§ **WHAT IS ASKED**:
Say how many lines in the records include the string "this", adding no other words.

§ **RAW RECORDS**:

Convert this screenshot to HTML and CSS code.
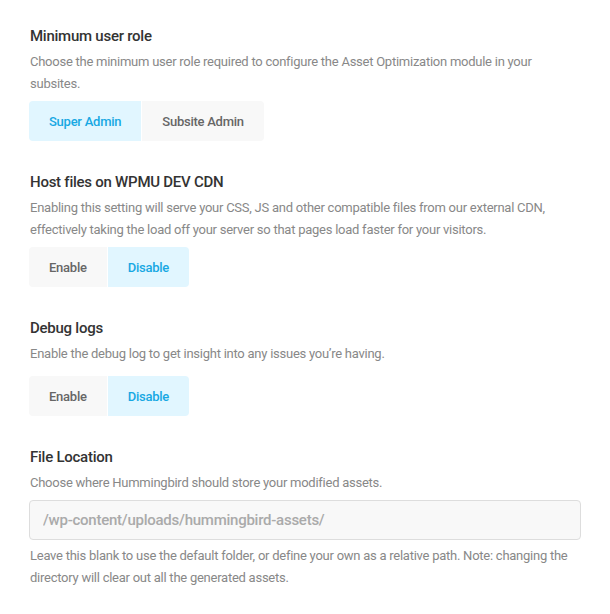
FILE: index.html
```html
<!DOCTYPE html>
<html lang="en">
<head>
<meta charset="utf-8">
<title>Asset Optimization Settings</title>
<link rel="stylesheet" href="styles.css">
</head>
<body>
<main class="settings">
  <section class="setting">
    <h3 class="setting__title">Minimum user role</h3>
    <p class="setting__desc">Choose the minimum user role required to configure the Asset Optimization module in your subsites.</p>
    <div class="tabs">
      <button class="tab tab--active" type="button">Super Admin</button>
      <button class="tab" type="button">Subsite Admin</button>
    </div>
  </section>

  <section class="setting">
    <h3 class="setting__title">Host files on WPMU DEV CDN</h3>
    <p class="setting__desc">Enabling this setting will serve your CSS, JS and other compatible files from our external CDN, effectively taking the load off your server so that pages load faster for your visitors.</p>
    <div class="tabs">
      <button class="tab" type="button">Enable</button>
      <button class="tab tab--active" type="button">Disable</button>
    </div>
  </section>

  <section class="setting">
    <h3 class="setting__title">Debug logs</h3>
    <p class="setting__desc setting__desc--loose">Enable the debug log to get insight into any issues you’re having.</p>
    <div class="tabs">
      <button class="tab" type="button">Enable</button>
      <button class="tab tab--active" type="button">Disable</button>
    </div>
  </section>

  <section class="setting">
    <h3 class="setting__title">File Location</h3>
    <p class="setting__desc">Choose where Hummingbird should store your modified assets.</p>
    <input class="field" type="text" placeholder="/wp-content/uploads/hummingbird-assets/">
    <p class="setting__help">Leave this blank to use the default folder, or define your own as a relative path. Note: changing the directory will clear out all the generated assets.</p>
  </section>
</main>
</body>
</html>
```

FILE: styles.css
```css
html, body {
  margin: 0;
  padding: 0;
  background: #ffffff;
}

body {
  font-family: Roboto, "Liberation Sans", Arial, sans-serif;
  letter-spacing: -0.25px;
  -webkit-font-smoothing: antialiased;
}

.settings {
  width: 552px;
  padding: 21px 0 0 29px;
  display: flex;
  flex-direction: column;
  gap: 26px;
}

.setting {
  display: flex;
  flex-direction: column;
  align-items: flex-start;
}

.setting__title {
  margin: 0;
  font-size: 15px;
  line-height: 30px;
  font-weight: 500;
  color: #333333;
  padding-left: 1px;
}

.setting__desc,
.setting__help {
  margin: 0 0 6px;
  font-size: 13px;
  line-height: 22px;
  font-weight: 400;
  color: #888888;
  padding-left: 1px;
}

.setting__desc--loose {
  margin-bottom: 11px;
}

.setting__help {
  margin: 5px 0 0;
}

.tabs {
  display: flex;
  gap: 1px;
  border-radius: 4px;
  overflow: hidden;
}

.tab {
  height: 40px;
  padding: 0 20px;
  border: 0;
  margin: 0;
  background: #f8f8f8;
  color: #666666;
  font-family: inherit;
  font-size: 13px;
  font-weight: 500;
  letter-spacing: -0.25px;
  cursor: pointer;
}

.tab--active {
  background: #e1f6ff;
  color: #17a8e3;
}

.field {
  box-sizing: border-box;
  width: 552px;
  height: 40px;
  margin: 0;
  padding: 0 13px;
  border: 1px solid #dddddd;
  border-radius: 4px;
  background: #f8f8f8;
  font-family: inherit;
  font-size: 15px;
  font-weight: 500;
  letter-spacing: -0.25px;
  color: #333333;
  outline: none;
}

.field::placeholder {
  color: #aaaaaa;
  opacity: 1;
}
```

...

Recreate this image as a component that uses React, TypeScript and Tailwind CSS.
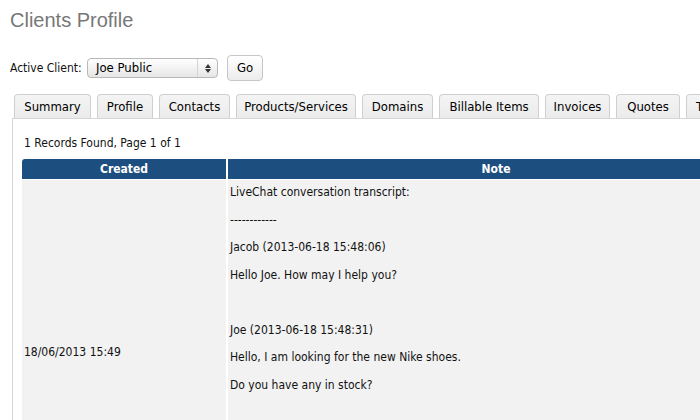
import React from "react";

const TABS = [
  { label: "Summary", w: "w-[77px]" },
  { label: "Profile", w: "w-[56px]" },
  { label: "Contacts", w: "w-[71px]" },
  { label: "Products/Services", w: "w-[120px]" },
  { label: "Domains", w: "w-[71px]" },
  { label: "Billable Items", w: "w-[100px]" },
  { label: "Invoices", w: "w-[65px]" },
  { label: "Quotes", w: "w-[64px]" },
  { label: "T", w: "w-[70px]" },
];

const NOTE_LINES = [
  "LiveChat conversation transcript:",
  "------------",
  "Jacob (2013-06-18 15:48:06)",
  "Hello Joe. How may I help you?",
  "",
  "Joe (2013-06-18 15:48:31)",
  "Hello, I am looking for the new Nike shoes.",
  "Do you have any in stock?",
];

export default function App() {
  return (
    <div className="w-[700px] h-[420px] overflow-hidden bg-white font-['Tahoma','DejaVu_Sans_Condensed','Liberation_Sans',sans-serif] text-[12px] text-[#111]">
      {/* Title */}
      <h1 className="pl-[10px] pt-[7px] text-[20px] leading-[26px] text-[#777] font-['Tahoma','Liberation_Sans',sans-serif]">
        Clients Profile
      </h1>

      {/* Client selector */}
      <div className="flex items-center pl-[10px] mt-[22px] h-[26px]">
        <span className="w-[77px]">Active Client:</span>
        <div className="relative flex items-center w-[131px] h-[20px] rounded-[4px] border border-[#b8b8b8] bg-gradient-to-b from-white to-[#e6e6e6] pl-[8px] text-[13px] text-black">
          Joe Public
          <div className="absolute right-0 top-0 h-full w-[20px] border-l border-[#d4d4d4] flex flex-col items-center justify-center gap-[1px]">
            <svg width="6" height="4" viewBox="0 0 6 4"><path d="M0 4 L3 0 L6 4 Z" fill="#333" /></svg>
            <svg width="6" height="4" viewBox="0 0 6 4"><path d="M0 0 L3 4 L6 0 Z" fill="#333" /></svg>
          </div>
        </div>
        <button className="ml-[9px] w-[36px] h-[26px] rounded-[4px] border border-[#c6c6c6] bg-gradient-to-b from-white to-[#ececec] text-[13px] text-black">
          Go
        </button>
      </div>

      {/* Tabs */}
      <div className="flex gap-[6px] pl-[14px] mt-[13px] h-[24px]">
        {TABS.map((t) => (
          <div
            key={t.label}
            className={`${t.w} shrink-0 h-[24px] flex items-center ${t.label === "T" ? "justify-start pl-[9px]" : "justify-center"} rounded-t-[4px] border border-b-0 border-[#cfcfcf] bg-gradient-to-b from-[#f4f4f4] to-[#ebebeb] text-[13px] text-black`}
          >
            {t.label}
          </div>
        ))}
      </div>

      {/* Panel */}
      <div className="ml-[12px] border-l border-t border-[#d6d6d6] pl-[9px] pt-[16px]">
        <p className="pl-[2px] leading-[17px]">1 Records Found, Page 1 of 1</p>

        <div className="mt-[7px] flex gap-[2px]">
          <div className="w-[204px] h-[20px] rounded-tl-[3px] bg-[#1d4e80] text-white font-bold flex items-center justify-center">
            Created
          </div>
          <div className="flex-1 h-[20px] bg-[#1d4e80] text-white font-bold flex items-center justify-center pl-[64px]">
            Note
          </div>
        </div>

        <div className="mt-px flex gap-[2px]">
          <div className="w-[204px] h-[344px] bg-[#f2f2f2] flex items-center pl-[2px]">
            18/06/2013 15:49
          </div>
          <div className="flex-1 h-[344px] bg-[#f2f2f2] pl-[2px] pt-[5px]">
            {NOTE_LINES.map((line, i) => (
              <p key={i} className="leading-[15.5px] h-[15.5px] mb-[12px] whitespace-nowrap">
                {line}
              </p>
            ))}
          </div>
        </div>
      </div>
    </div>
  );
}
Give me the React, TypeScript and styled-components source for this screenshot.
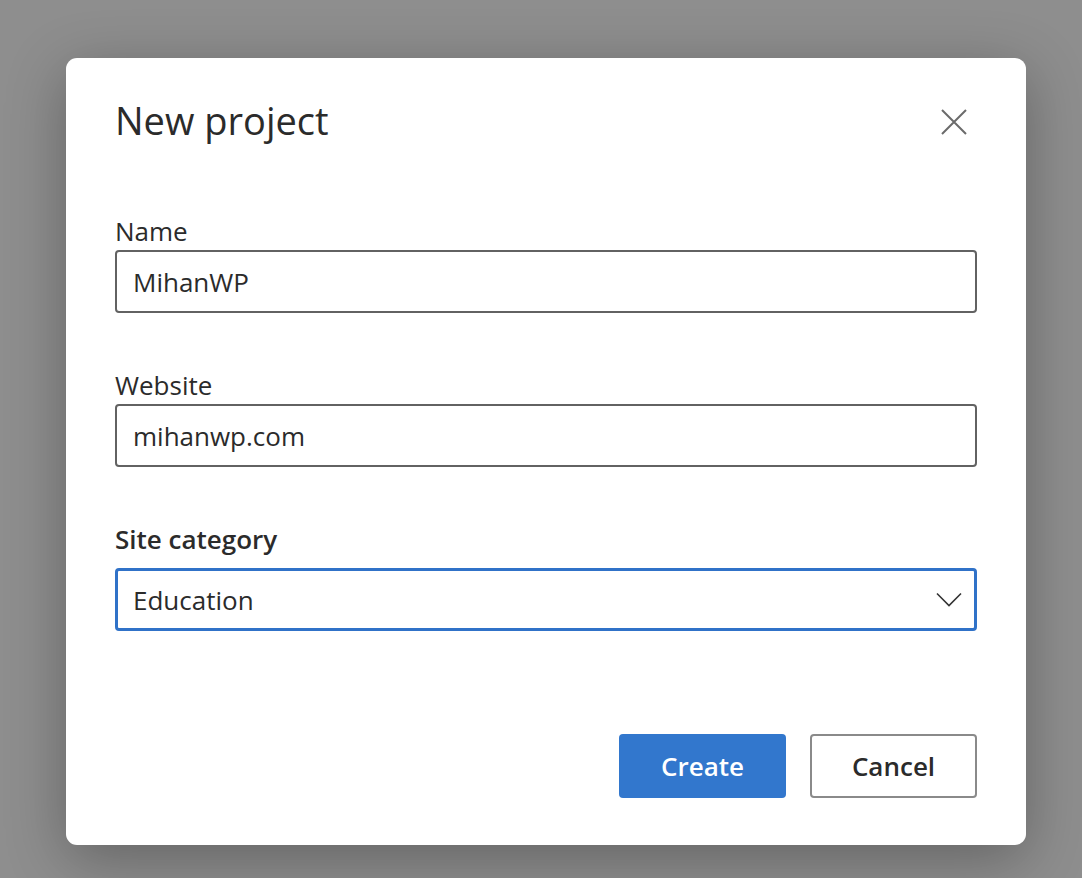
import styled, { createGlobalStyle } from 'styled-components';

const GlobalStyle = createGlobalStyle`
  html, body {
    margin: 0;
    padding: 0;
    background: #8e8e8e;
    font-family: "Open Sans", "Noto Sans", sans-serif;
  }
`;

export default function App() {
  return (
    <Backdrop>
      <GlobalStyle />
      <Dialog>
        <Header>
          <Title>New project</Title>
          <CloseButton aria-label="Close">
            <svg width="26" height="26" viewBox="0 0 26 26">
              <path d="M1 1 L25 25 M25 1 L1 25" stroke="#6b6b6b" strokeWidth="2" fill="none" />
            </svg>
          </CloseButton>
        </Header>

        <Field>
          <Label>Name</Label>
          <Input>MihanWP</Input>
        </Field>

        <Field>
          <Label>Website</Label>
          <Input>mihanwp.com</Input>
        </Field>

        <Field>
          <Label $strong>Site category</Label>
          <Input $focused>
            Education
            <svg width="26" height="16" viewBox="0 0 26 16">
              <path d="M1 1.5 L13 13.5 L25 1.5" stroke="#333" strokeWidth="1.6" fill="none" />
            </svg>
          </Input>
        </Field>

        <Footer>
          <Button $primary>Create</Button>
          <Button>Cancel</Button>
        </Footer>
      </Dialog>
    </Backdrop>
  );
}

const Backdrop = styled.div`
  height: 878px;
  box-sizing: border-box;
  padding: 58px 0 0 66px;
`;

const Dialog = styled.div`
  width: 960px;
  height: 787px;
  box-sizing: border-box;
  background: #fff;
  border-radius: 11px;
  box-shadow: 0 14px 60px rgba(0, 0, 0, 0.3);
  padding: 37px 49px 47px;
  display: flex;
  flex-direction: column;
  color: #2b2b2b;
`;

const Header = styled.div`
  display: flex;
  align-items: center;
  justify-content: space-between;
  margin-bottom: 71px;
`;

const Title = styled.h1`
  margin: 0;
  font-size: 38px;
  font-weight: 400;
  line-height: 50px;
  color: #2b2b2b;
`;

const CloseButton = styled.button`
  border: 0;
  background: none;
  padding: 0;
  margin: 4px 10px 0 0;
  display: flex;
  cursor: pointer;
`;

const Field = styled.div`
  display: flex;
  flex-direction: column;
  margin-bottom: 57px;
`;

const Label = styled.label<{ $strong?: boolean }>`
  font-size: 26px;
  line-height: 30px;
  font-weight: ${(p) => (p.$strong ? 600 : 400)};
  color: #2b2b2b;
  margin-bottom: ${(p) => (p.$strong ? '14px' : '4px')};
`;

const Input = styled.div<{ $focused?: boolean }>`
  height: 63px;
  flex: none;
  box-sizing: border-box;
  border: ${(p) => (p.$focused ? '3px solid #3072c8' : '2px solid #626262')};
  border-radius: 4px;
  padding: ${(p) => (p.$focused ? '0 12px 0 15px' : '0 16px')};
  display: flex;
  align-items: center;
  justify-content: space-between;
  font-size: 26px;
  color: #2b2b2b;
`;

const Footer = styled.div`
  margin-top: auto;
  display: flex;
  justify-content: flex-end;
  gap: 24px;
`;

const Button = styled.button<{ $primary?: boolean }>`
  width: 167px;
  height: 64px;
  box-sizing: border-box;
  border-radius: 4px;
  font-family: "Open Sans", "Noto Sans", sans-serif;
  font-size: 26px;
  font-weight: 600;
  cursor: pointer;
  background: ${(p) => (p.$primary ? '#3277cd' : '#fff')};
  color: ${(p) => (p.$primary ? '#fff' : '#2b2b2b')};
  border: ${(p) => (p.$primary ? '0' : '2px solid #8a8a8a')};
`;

==

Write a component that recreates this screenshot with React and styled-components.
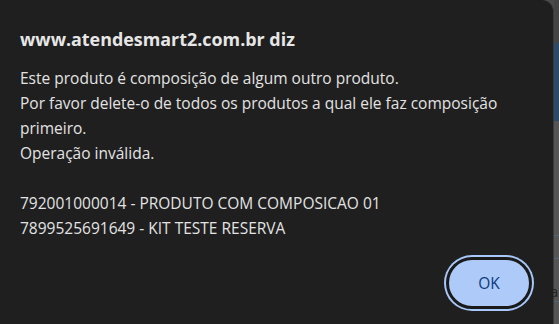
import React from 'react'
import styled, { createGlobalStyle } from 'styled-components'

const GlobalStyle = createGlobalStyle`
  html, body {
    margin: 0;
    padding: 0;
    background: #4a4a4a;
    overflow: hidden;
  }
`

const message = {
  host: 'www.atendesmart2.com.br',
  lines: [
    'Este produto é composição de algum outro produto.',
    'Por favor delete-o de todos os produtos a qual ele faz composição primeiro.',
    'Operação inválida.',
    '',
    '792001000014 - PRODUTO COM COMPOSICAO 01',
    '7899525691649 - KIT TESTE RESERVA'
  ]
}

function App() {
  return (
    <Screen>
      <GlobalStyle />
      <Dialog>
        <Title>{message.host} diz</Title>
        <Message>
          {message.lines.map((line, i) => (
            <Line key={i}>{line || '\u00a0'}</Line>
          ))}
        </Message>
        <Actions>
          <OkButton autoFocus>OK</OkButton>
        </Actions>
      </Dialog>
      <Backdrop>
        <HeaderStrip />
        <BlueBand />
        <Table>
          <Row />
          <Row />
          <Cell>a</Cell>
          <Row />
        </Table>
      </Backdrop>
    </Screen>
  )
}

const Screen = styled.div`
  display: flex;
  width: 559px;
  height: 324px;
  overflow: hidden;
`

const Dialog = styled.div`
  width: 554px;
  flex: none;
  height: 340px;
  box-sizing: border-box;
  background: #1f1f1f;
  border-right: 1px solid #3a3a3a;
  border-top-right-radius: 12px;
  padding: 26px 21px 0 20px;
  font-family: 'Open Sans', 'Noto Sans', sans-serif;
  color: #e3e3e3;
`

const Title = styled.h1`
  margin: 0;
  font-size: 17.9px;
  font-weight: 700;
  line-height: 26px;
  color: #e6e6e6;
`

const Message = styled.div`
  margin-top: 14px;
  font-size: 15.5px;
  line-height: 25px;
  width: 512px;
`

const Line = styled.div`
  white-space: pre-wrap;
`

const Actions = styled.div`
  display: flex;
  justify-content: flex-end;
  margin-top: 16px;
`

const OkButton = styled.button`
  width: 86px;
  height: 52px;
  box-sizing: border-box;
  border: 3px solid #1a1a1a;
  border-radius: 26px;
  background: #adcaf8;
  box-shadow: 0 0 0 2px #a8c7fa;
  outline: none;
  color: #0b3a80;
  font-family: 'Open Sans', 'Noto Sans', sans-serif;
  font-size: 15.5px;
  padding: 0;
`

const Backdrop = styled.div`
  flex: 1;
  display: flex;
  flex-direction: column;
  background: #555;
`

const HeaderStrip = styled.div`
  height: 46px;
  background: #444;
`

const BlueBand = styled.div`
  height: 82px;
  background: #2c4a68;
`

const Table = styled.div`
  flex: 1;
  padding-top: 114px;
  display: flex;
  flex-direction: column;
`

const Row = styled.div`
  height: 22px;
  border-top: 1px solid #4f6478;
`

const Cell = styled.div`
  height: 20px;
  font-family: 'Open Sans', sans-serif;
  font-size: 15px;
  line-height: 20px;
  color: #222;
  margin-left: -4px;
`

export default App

§ **FINISHED EXERCISE**:
6